Codon usage trend analysis

The frequencies of codons in each homoeologous genes, calculated by the R Bioconductor package Biostrings [69], were summarized into each belonging chromosome; thus, the sum of the codon frequency of the homoeologous genes in each subgenome was calculated. The calculated frequency values were then standardized, and PCA on correlation matrix was performed. Factor loadings for each codon in principal component 1 (PC1) and principal component 2 (PC2) were calculated by multiplying the eigenvector with the standard deviation of the principal component.

RPKM calculation from RNA-seq

RNA-seq datasets from F. solaris cultured in f/2 media for 48, 96, and 144 h, which generated as part of our previous study [29], were used. The sequenced reads were mapped onto the reference genome using the TopHat software v2.0.14 [70], and reads per kilobase per million (RPKM) values were computed using the Genedata Expressionist software v9.1.1a (Genedata AG, Basel, Switzerland). Genes with RPKM > 1 were regarded as expressed genes [71].

Gene annotation

The genes involved in specific metabolic pathways were investigated and annotated in three steps. Firstly, protein BLAST against F. solaris protein coding amino acid sequences with corresponding amino acid sequences of P. tricornutum and T. pseudonana were performed. The query sequences were collected from the KEGG pathway. Hits with e-value < 10− 5 were then checked for sequence domain and motif content using Interproscan [72], to verify that they contained the relevant domains as the targeted protein. Finally, phylogenetic trees of the sequences with the relevant domains and the query were drawn by CLUSTALW with unweighted pair group method with arithmetic mean (UPGMA) [73]. The sequence was identified and annotated with the protein function if it located in the same cluster as the annotated query sequence. Gene ontologies (GO) were annotated by Blast2GO software [74]. tRNA genes were identified with softwares tRNAscan-SE [75] and ARAGORN [76].

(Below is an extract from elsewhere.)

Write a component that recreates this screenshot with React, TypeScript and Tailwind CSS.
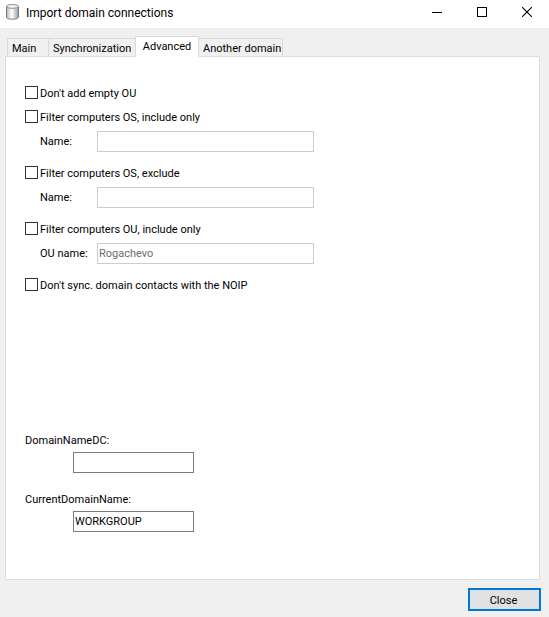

Evaluation of bias within homoeologous gene expression

We defined genes with biased expression as either those homoeologous genes, with higher RPKM values two-fold or greater than the paired gene, as in previous studies [20], or those with no expression from one of the homoeologous genes. When assessing homoeolog expression bias in metabolic pathways and in order to compare only the functionally similar homoeologous gene pairs, homoeologous gene pairs that localised in different intracellular compartments were excluded. Pearson’s chi-square test or Fisher’s exact test were performed for each sample, depends on the sample size.

Promoter analysis

Sequences 500 bp upstream of the TSS of each gene were extracted from the genome and used as the promoter sequences. TSS of each annotated gene has been predicted by gene prediction software in previous study [29]. For motif analysis, tools of MEME Suite (v.4.12.0) were used with default settings [77]. Motif discovery was performed with Discriminative Regular Expression Motif Elicitation (DREME) with entire homoeologous gene promoters and extracted subgenome independent promoters. To evaluate the biased distribution, Analysis of Motif Enrichment (AME) was used. Functional annotation was performed with Motif Comparison Tool Tomtom against databases of transcription factor binding sites, JASPAR Core 2016 Plants [78] and Plant cistrome database [79].